Both sides now seem to be doing that with increasing fervour. The Democrats response to 6/1, the pandemic, and invented white supremacists, are all out of that playbook.

If Owen Jones only appeals to a niche left wing audience, the same could be said of Farage at the other end. Since there are many more Jones, and the MSM clearly bends to their viewpoint, GB news and Farage are clearly a necessary counterweight.
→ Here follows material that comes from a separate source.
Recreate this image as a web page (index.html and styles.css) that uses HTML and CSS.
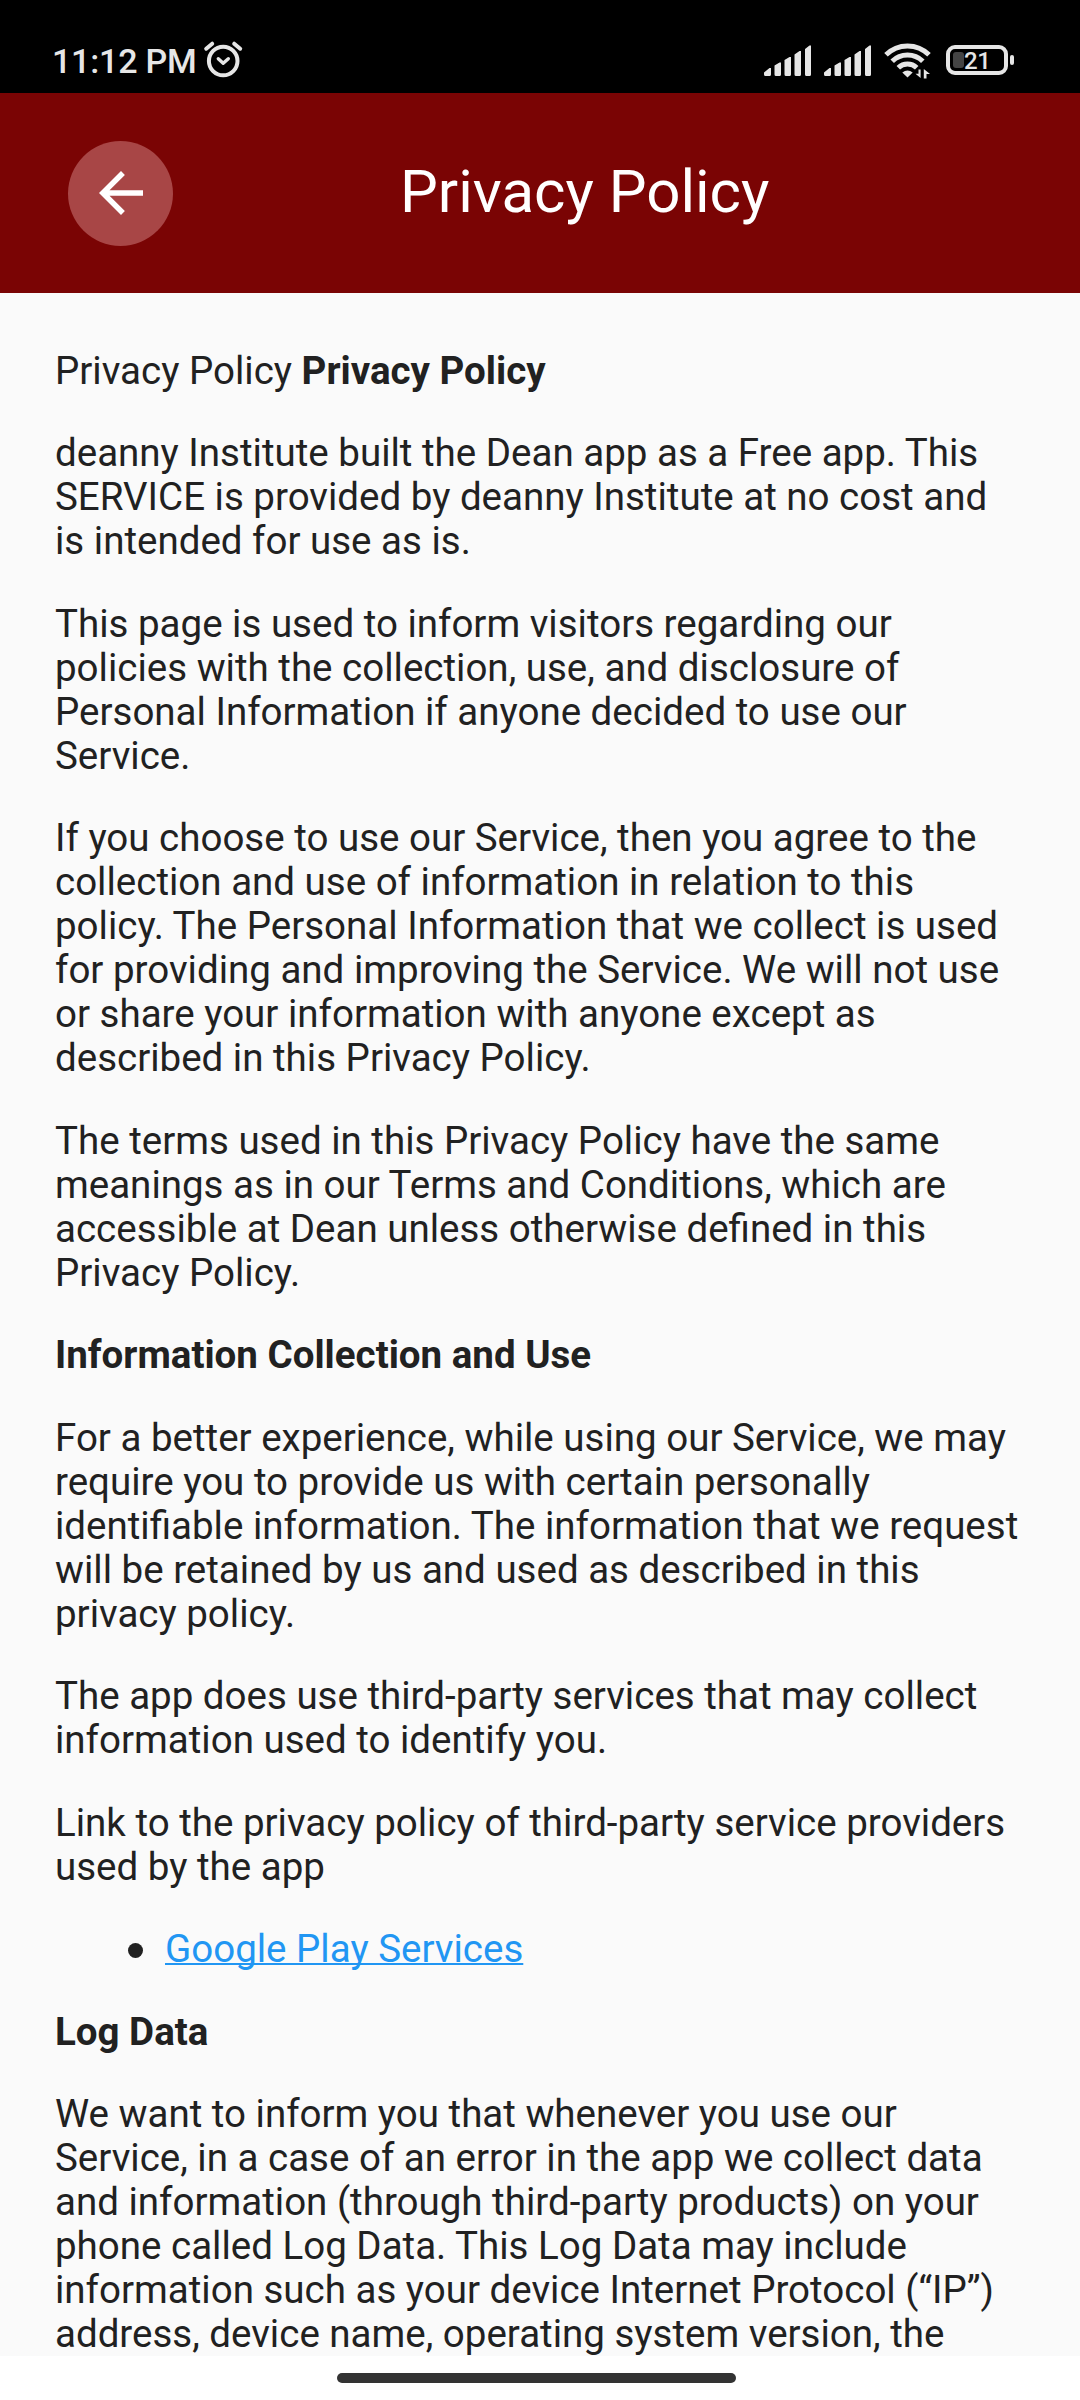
FILE: index.html
```html
<!DOCTYPE html>
<html lang="en">
<head>
<meta charset="utf-8">
<title>Privacy Policy</title>
<link rel="stylesheet" href="styles.css">
</head>
<body>
<div class="screen">
  <div class="status-bar">
    <span class="clock">11:12 PM</span>
    <svg class="alarm" width="42" height="40" viewBox="0 0 42 40" fill="none" stroke="#e6e6e6" stroke-linecap="round">
      <circle cx="20.2" cy="22" r="14.3" stroke-width="4"/>
      <path d="M3.200 9.700L9.200 4.700M37.200 9.700L31.200 4.700" stroke-width="4"/>
      <path d="M15.300 19.700L20.200 24.200L25.300 19.700" stroke-width="3.400" stroke-linejoin="round"/>
    </svg>
    <span class="spacer"></span>
    <svg class="signal" width="48" height="32" viewBox="0 0 48 32" fill="#e6e6e6">
      <path d="M0 27.500L5.500 23H7V29.500Q7 31 5.500 31H1.500Q0 31 0 29.500ZM10.500 20.500L15.500 17.500H17V29.500Q17 31 15.500 31H12Q10.500 31 10.500 29.500ZM20.500 15L25.500 12H27V29.500Q27 31 25.500 31H22Q20.500 31 20.500 29.500ZM30.500 9.500L35.500 6H37V29.500Q37 31 35.500 31H32Q30.500 31 30.500 29.500ZM41 4L45.500 .5H47V29.500Q47 31 45.500 31H42.500Q41 31 41 29.500Z"/>
    </svg>
    <svg class="signal signal-second" width="48" height="32" viewBox="0 0 48 32" fill="#e6e6e6">
      <path d="M0 27.500L5.500 23H7V29.500Q7 31 5.500 31H1.500Q0 31 0 29.500ZM10.500 20.500L15.500 17.500H17V29.500Q17 31 15.500 31H12Q10.500 31 10.500 29.500ZM20.500 15L25.500 12H27V29.500Q27 31 25.500 31H22Q20.500 31 20.500 29.500ZM30.500 9.500L35.500 6H37V29.500Q37 31 35.500 31H32Q30.500 31 30.500 29.500ZM41 4L45.500 .5H47V29.500Q47 31 45.500 31H42.500Q41 31 41 29.500Z"/>
    </svg>
    <svg class="wifi" width="48" height="36" viewBox="0 0 48 36" fill="none" stroke="#e6e6e6">
      <path d="M2 11.800A30.500 30.500 0 0 1 45 11.800M8.200 18.300A21.800 21.800 0 0 1 38.800 18.300M14.300 24.800A13.200 13.200 0 0 1 32.700 24.800" stroke-width="5"/>
      <path d="M18.300 29.500Q23.500 25.500 28.700 29.500L23.500 34.500Z" fill="#e6e6e6" stroke="none"/>
      <path d="M36.600 26.500V35L31.500 30.800H34.500V26.500ZM39.800 35.500V26L46 31H42.500V35.500Z" fill="#e6e6e6" stroke="none"/>
    </svg>
    <div class="battery">
      <div class="battery-body"><span class="battery-level"></span><span class="battery-text">21</span></div>
      <span class="battery-tip"></span>
    </div>
  </div>
  <header class="app-bar">
    <div class="back">
      <svg width="66" height="66" viewBox="0 0 24 24" fill="#fff"><path d="M20 11H7.830l5.590-5.590L12 4l-8 8 8 8 1.410-1.410L7.830 13H20v-2z"/></svg>
    </div>
    <h1 class="title">Privacy Policy</h1>
  </header>
  <main class="policy">
    <p>Privacy Policy <strong>Privacy Policy</strong></p>
    <p>deanny Institute built the Dean app as a Free app. This SERVICE is provided by deanny Institute at no cost and is intended for use as is.</p>
    <p>This page is used to inform visitors regarding our policies with the collection, use, and disclosure of Personal Information if anyone decided to use our Service.</p>
    <p>If you choose to use our Service, then you agree to the collection and use of information in relation to this policy. The Personal Information that we collect is used for providing and improving the Service. We will not use or share your information with anyone except as described in this Privacy Policy.</p>
    <p>The terms used in this Privacy Policy have the same meanings as in our Terms and Conditions, which are accessible at Dean unless otherwise defined in this Privacy Policy.</p>
    <p><strong>Information Collection and Use</strong></p>
    <p>For a better experience, while using our Service, we may require you to provide us with certain personally identifiable information. The information that we request will be retained by us and used as described in this privacy policy.</p>
    <p>The app does use third-party services that may collect information used to identify you.</p>
    <p>Link to the privacy policy of third-party service providers used by the app</p>
    <ul class="links"><li><a class="link" href="#">Google Play Services</a></li></ul>
    <p><strong>Log Data</strong></p>
    <p class="last">We want to inform you that whenever you use our Service, in a case of an error in the app we collect data and information (through third-party products) on your phone called Log Data. This Log Data may include information such as your device Internet Protocol (“IP”) address, device name, operating system version, the</p>
  </main>
  <footer class="nav-bar"><span class="handle"></span></footer>
</div>
</body>
</html>
```
FILE: styles.css
```css
* { box-sizing: border-box; }
body { margin: 0; background: #fff; font-family: Roboto, sans-serif; }
.screen { width: 1080px; height: 2400px; display: flex; flex-direction: column; overflow: hidden; }

.status-bar { height: 93px; flex: none; background: #000; color: #e6e6e6; display: flex; align-items: flex-start; padding: 0 66px 0 52px; }
.clock { font-size: 34px; font-weight: 500; line-height: 40px; letter-spacing: -0.2px; margin-top: 41px; width: 151px; white-space: nowrap; }
.alarm { margin-top: 39px; }
.spacer { flex: 1; }
.signal { margin-top: 45px; }
.signal-second { margin-left: 12px; }
.wifi { margin: 43px 0 0 12px; }
.battery { display: flex; align-items: center; gap: 2px; margin: 45px 0 0 14px; }
.battery-body { width: 62px; height: 30px; border: 4px solid #e6e6e6; border-radius: 9px; display: flex; align-items: center; padding-left: 3px; }
.battery-level { width: 11px; height: 16px; border-radius: 3px; background: #444; }
.battery-text { font-size: 24px; line-height: 22px; font-weight: 500; letter-spacing: -0.5px; padding-top: 2px; }
.battery-tip { width: 4px; height: 10px; border-radius: 2px; background: #e6e6e6; }

.app-bar { height: 200px; flex: none; background: #7a0404; display: flex; align-items: center; padding-left: 68px; }
.back { width: 105px; height: 105px; border-radius: 50%; background: #a84646; display: flex; align-items: center; justify-content: center; }
.title { margin: 0 0 3px 227px; color: #fff; font-size: 60px; font-weight: 400; line-height: 70px; white-space: nowrap; }

.policy { height: 2063px; flex: none; background: #fafafa; color: #212121; padding: 55.9px 55px 0; font-size: 38.5px; line-height: 44px; }
.policy p { margin: 0 0 38.5px; }
.policy .last { margin-bottom: 0; }
.links { list-style: none; margin: 0 0 38.5px; padding: 0 0 0 73px; }
.links li { display: flex; align-items: center; gap: 22px; }
.links li::before { content: ""; width: 15px; height: 15px; margin-top: 2px; border-radius: 50%; background: #212121; }
.link { color: #2196f3; text-decoration: underline; text-decoration-thickness: 2px; text-underline-offset: 1px; text-decoration-skip-ink: none; }

.nav-bar { flex: 1; background: #fff; display: flex; justify-content: center; align-items: flex-start; padding-top: 17px; }
.handle { width: 399px; height: 10px; border-radius: 5px; background: #333; margin-right: 7px; }
```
I’m still no wiser as to who Dan Wootton is and whether I would agree with his beliefs.

Lesley van Reenen
Lesley van Reenen
2 years ago
Reply to  Martin Bollis

I am fairly sure I read a Dan Wootton article on Djokovic recently that I agreed with. I am enthusiastically joining the Milos Bingles school of debate.

Andrew Martin
Andrew Martin
2 years ago
Reply to  Martin Bollis

Dan Wootton writes for the Mail Online (Daily Mail)

Karl Francis
Karl Francis
2 years ago
Reply to  Milos Bingles

I love Nana Akua. I think her show is very refreshing, much like her presentation style. If she ever visits the West county I’m going to buy her an ice-cream. Wonderful lady.

Jane Watson
Jane Watson
2 years ago
Reply to  Milos Bingles

And the fact you say that reveals your wilful ignorance

Jane Watson
Jane Watson
2 years ago
Reply to  D Glover

The ‘populist’ insult has always baffled me. I presume it implies that if you are popular with the rabble, you must be a scoundrel? No, it implies that the accuser thinks some of us are rabble.

Martin Bollis
Martin Bollis
2 years ago
Reply to  Milos Bingles

Does the moderation software have a delete function? I see our little exchange on GB news has completely disappeared.

Last edited 2 years ago by Martin Bollis
Martin Bollis
Martin Bollis
2 years ago
Reply to  Martin Bollis

And now it has reappeared, odd.

Last edited 2 years ago by Martin Bollis
SULPICIA LEPIDINA
SULPICIA LEPIDINA
2 years ago
Reply to  Martin Bollis

The joys of Censorship, always a speciality of UNHERD.

Andrew Martin
Andrew Martin
2 years ago

Try MSN, even normal polite conversations are reviewed or timed out.